To understand immune activation and evasion mechanisms in cancer, one crucial step is to characterize the composition of immune and stromal cells in the tumor microenvironment (TME). Deconvolution analysis based on bulk transcriptomic data has been used to estimate cell composition in TME. However, these algorithms are sub-optimal for proteomic data, which has hindered research in the rapidly growing field of proteogenomics. Moreover, with the increasing prevalence of multi-omics studies, there is an opportunity to enhance deconvolution analysis by utilizing paired proteomic and transcriptomic profiles of the same tissue samples. To bridge these gaps, we propose BayesDeBulk, a new method for estimating the immune/stromal cell composition based on bulk proteomic and gene expression data. BayesDeBulk utilizes the information of known cell-type-specific markers without requiring their absolute abundance levels as prior knowledge.

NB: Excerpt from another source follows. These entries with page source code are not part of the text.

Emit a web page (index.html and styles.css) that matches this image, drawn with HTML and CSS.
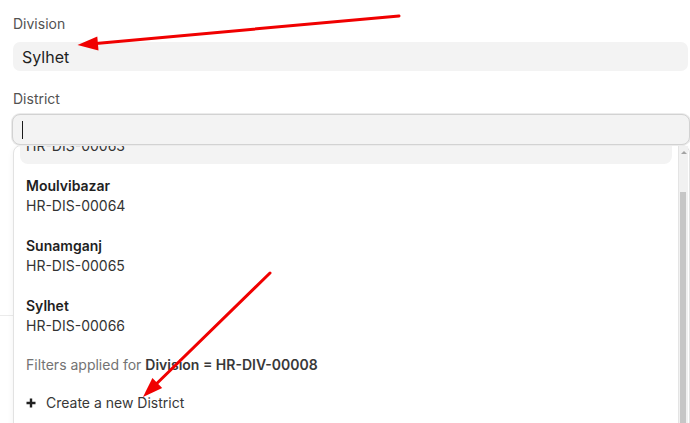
FILE: index.html
```html
<!DOCTYPE html>
<html lang="en">
<head>
<meta charset="utf-8">
<title>District link field</title>
<link rel="stylesheet" href="styles.css">
</head>
<body>
<div class="page">
  <div class="form">
    <div class="field">
      <label class="label">Division</label>
      <div class="input">Sylhet</div>
    </div>
    <div class="field field-district">
      <label class="label">District</label>
      <div class="combo">
        <div class="input input-active"><span class="caret"></span></div>
        <div class="dropdown">
          <div class="options" id="options">
            <div class="option option-active">
              <div class="option-name">Habiganj</div>
              <div class="option-code">HR-DIS-00063</div>
            </div>
            <div class="option">
              <div class="option-name">Moulvibazar</div>
              <div class="option-code">HR-DIS-00064</div>
            </div>
            <div class="option">
              <div class="option-name">Sunamganj</div>
              <div class="option-code">HR-DIS-00065</div>
            </div>
            <div class="option">
              <div class="option-name">Sylhet</div>
              <div class="option-code">HR-DIS-00066</div>
            </div>
            <div class="filter-note">Filters applied for <b>Division = HR-DIV-00008</b></div>
            <div class="create-row">
              <svg class="plus" width="10" height="10" viewBox="0 0 10 10"><path d="M5 0.5V9.5M0.5 5H9.5" stroke="#222" stroke-width="2.4" fill="none"/></svg>
              <span>Create a new District</span>
            </div>
          </div>
          <div class="scrollbar">
            <span class="scroll-arrow"></span>
            <span class="scroll-thumb"></span>
          </div>
        </div>
      </div>
    </div>
  </div>
  <div class="divider"></div>
</div>
<svg class="annotations" width="690" height="423" viewBox="0 0 690 423">
  <line x1="399" y1="16" x2="96" y2="43.4" stroke="#f00000" stroke-width="3" stroke-linecap="round"/>
  <polygon points="77.5,45 98.5,50.4 97.3,36.4" fill="#f00000"/>
  <line x1="270" y1="273" x2="156" y2="384.3" stroke="#f00000" stroke-width="3" stroke-linecap="round"/>
  <polygon points="143,397 162.2,388 152.4,378" fill="#f00000"/>
</svg>
<script src="script.js"></script>
</body>
</html>
```
FILE: styles.css
```css
html, body {
  margin: 0;
  padding: 0;
  background: #ffffff;
}
body {
  font-family: "Inter", "Noto Sans", sans-serif;
  color: #1f1f1f;
  width: 690px;
  height: 423px;
  overflow: hidden;
  position: relative;
}
.page {
  padding: 14px 2px 0 13px;
}
.form {
  display: flex;
  flex-direction: column;
  gap: 18px;
}
.field {
  display: flex;
  flex-direction: column;
}
.label {
  font-size: 14px;
  line-height: 20px;
  color: #525252;
  margin-bottom: 8px;
}
.field-district .label {
  margin-bottom: 5px;
}
.input {
  height: 29px;
  box-sizing: border-box;
  border-radius: 7px;
  background: #f3f3f3;
  padding: 0 9px;
  font-size: 16px;
  line-height: 20px;
  color: #1f1f1f;
  display: flex;
  align-items: center;
}
.combo {
  position: relative;
}
.input-active {
  position: relative;
  z-index: 2;
  height: 31px;
  margin: 0 -2px 0 -1px;
  border: 1px solid #d2d2d2;
  box-shadow: 0 0 0 1px #ebebeb;
  border-radius: 8px;
}
.caret {
  display: block;
  width: 1px;
  height: 18px;
  background: #1a1a1a;
  margin-top: 1px;
}
.dropdown {
  position: absolute;
  z-index: 1;
  top: 100%;
  left: 0;
  right: -2px;
  height: 300px;
  background: #ffffff;
  border: 1px solid #e2e2e2;
  border-radius: 8px;
  box-shadow: 0 2px 6px rgba(0, 0, 0, 0.06);
}
.options {
  height: 100%;
  box-sizing: border-box;
  margin-right: 11px;
  padding: 6px 6px 40px 6px;
  overflow-y: auto;
  scrollbar-width: none;
  display: flex;
  flex-direction: column;
  gap: 4px;
}
.options::-webkit-scrollbar {
  display: none;
}
.option {
  flex: none;
  padding: 8px 6px;
  border-radius: 8px;
  font-size: 14px;
  line-height: 20px;
}
.option-active {
  background: #f3f3f3;
}
.option-name {
  font-weight: 600;
  color: #1f1f1f;
}
.option-code {
  color: #333333;
}
.filter-note {
  flex: none;
  padding: 7px 6px;
  font-size: 14px;
  line-height: 20px;
  color: #737373;
}
.filter-note b {
  font-weight: 600;
  color: #383838;
}
.create-row {
  flex: none;
  display: flex;
  align-items: center;
  gap: 10px;
  padding: 7px 6px;
  font-size: 14px;
  line-height: 20px;
  color: #383838;
}
.plus {
  flex: none;
}
.scrollbar {
  position: absolute;
  top: 0;
  bottom: 0;
  right: 1px;
  width: 10px;
  background: #f1f1f1;
  border-left: 1px solid #e4e4e4;
  box-sizing: border-box;
}
.scroll-arrow {
  position: absolute;
  top: 5px;
  left: 2px;
  width: 0;
  height: 0;
  border-left: 3px solid transparent;
  border-right: 3px solid transparent;
  border-bottom: 3px solid #a3a3a3;
}
.scroll-thumb {
  position: absolute;
  top: 46px;
  left: 1px;
  width: 6px;
  height: 400px;
  background: #c6c6c6;
}
.divider {
  position: absolute;
  z-index: 0;
  top: 315px;
  left: 0;
  right: 0;
  height: 1px;
  background: #ebebeb;
}
.annotations {
  position: absolute;
  top: 0;
  left: 0;
  z-index: 5;
  pointer-events: none;
}
```
FILE: script.js
```js
document.getElementById('options').scrollTop = 44;
```
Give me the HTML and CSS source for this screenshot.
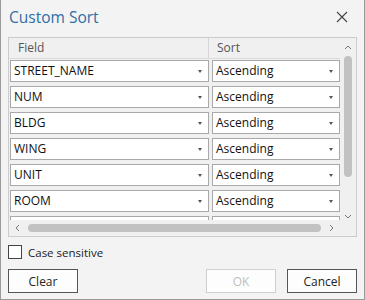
FILE: index.html
```html
<!DOCTYPE html>
<html lang="en">
<head>
    <meta charset="UTF-8">
    <title>Custom Sort</title>
    <link rel="stylesheet" href="styles.css">
</head>
<body>
    <div class="dialog">
        <div class="titlebar">
            <span class="title">Custom Sort</span>
            <svg class="close" width="12" height="12" viewBox="0 0 12 12"><path d="M1 1 L11 11 M11 1 L1 11" stroke="#444" stroke-width="1.1" fill="none"/></svg>
        </div>
        <div class="grid">
            <div class="grid-main">
                <div class="grid-header">
                    <div class="col-field">Field</div>
                    <div class="col-sort">Sort</div>
                </div>
                <div class="rows">
                    <div class="row"><div class="combo field">STREET_NAME<span class="arrow"></span></div><div class="combo sort">Ascending<span class="arrow"></span></div></div>
                    <div class="row"><div class="combo field">NUM<span class="arrow"></span></div><div class="combo sort">Ascending<span class="arrow"></span></div></div>
                    <div class="row"><div class="combo field">BLDG<span class="arrow"></span></div><div class="combo sort">Ascending<span class="arrow"></span></div></div>
                    <div class="row"><div class="combo field">WING<span class="arrow"></span></div><div class="combo sort">Ascending<span class="arrow"></span></div></div>
                    <div class="row"><div class="combo field">UNIT<span class="arrow"></span></div><div class="combo sort">Ascending<span class="arrow"></span></div></div>
                    <div class="row"><div class="combo field">ROOM<span class="arrow"></span></div><div class="combo sort">Ascending<span class="arrow"></span></div></div>
                    <div class="row"><div class="combo field"></div><div class="combo sort"></div></div>
                </div>
                <div class="hscroll">
                    <svg width="8" height="8" viewBox="0 0 8 8"><path d="M5 1 L2 4 L5 7" stroke="#777" fill="none"/></svg>
                    <div class="hthumb"></div>
                    <svg width="8" height="8" viewBox="0 0 8 8"><path d="M3 1 L6 4 L3 7" stroke="#777" fill="none"/></svg>
                </div>
            </div>
            <div class="vscroll">
                <svg width="8" height="8" viewBox="0 0 8 8"><path d="M1 5 L4 2 L7 5" stroke="#777" fill="none"/></svg>
                <div class="vtrack"><div class="vthumb"></div></div>
                <svg width="8" height="8" viewBox="0 0 8 8"><path d="M1 3 L4 6 L7 3" stroke="#777" fill="none"/></svg>
                <div class="corner"></div>
            </div>
        </div>
        <label class="check">
            <span class="box"></span>
            Case sensitive
        </label>
        <div class="buttons">
            <button class="btn">Clear</button>
            <span class="spacer"></span>
            <button class="btn" disabled>OK</button>
            <button class="btn">Cancel</button>
        </div>
    </div>
</body>
</html>
```

FILE: styles.css
```css
body {
    margin: 0;
    font-family: "Open Sans", "Noto Sans", sans-serif;
    font-size: 12px;
    color: #222;
}
.dialog {
    width: 365px;
    height: 300px;
    box-sizing: border-box;
    border: 1px solid #9a9a9a;
    border-top: none;
    background: #f3f3f3;
    padding: 0 7px;
}
.titlebar {
    height: 37px;
    display: flex;
    align-items: center;
    justify-content: space-between;
    padding: 0 9px 0 1px;
}
.title {
    font-size: 15.5px;
    color: #2f6ea6;
    margin-top: -4px;
}
.close {
    margin-top: -4px;
}
.grid {
    height: 200px;
    box-sizing: border-box;
    border: 1px solid #cbcbcb;
    display: flex;
    background: #f0f0f0;
}
.grid-main {
    width: 332px;
    display: flex;
    flex-direction: column;
}
.grid-header {
    height: 20px;
    display: flex;
    border-bottom: 1px solid #dcdcdc;
    color: #555;
    flex-shrink: 0;
}
.col-field {
    width: 190px;
    padding-left: 9px;
    border-right: 1px solid #d6d6d6;
    line-height: 20px;
}
.col-sort {
    padding-left: 8px;
    line-height: 20px;
}
.rows {
    flex: 1;
    overflow: hidden;
    padding: 1px 0 0 1px;
}
.row {
    display: flex;
    gap: 3px;
    margin-bottom: 4px;
}
.combo {
    height: 22px;
    box-sizing: border-box;
    border: 1px solid #a9a9a9;
    background: #fff;
    padding-left: 3px;
    line-height: 20px;
    position: relative;
    color: #111;
}
.combo.field {
    width: 199px;
}
.combo.sort {
    width: 128px;
}
.arrow {
    position: absolute;
    right: 6px;
    top: 9px;
    border-left: 2.5px solid transparent;
    border-right: 2.5px solid transparent;
    border-top: 3px solid #555;
}
.hscroll {
    height: 16px;
    display: flex;
    align-items: center;
    gap: 6px;
    padding: 0 5px;
    flex-shrink: 0;
}
.hthumb {
    flex: 1;
    height: 8px;
    border-radius: 4px;
    background: #c2c2c2;
}
.vscroll {
    width: 17px;
    display: flex;
    flex-direction: column;
    align-items: center;
    padding-top: 6px;
    background: #f0f0f0;
}
.vtrack {
    flex: 1;
    padding: 4px 0;
}
.vthumb {
    width: 8px;
    height: 121px;
    border-radius: 4px;
    background: #c2c2c2;
}
.corner {
    height: 16px;
}
.check {
    display: flex;
    align-items: center;
    gap: 6px;
    margin-top: 7px;
    height: 16px;
    font-size: 11.5px;
}
.box {
    width: 12px;
    height: 12px;
    border: 1px solid #444;
    background: #fff;
}
.buttons {
    display: flex;
    gap: 11px;
    margin-top: 9px;
}
.spacer {
    flex: 1;
}
.btn {
    width: 70px;
    height: 24px;
    font-family: inherit;
    font-size: 12px;
    background: #fdfdfd;
    border: 1px solid #555;
    color: #222;
    padding: 0;
}
.btn:disabled {
    border-color: #cfcfcf;
    color: #bdbdbd;
}
```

For more information, please visit or cite the related preprint:
- library(devtools)
- install_github("WangLab-MSSM/BayesDeBulk/BayesDeBulk")
- Requires R >= 3.6
The following command will perform tumor deconvolution with an input signature matrix for combined multi-omic data, including a protein abundance file and RNA expression file.
cd R
Rscript main.R --multiomic=TRUE --abundanceFile='../test_data/proteo_dummy.tsv' --expressionFile='../test_data/RNA_dummy.tsv' --signatureMatrix='../test_data/LM22_combined_cell_types.tsv' --rowMeansImputation=TRUE
The code and test data are available as a Docker image tagged cptacdream/bayesdebulk.
flag | type | default | description |
---|---|---|---|
multiomic | boolean | FALSE | indicates whether to compute tumor deconvolution with both RNA expression and protein abundance |
abundanceFile | filepath | path to tab-separated protein abundance table file, where rows are gene symbols and columns are samples | |
expressionFile | filepath | path to tab-separated RNA expression table file, where rows are gene symbols and columns are samples | |
signatureMatrix | filepath | path to signature matrix table file, where rows are gene symbols and columns are cell types | |
rowMeansImputation | boolean | TRUE | indicates whether to perform row means imputation for NA values in -omics files |
Algorithm Schematic. (A) Bulk data is modeled as a linear combination of marker expression in different cell types. Given a list of markers expressed in each cell type, a Repulsive prior is placed on the mean of marker expression in different cell types to ensure that cell type specific markers are upregulated in a particular component. (B) Multi-omic framework to estimate cell type fractions integrating proteomic and RNAseq data. Given a list of cell-type specific markers, the algorithm returns the estimated protein/RNA expression for different cell types and cell-type fractions for different samples.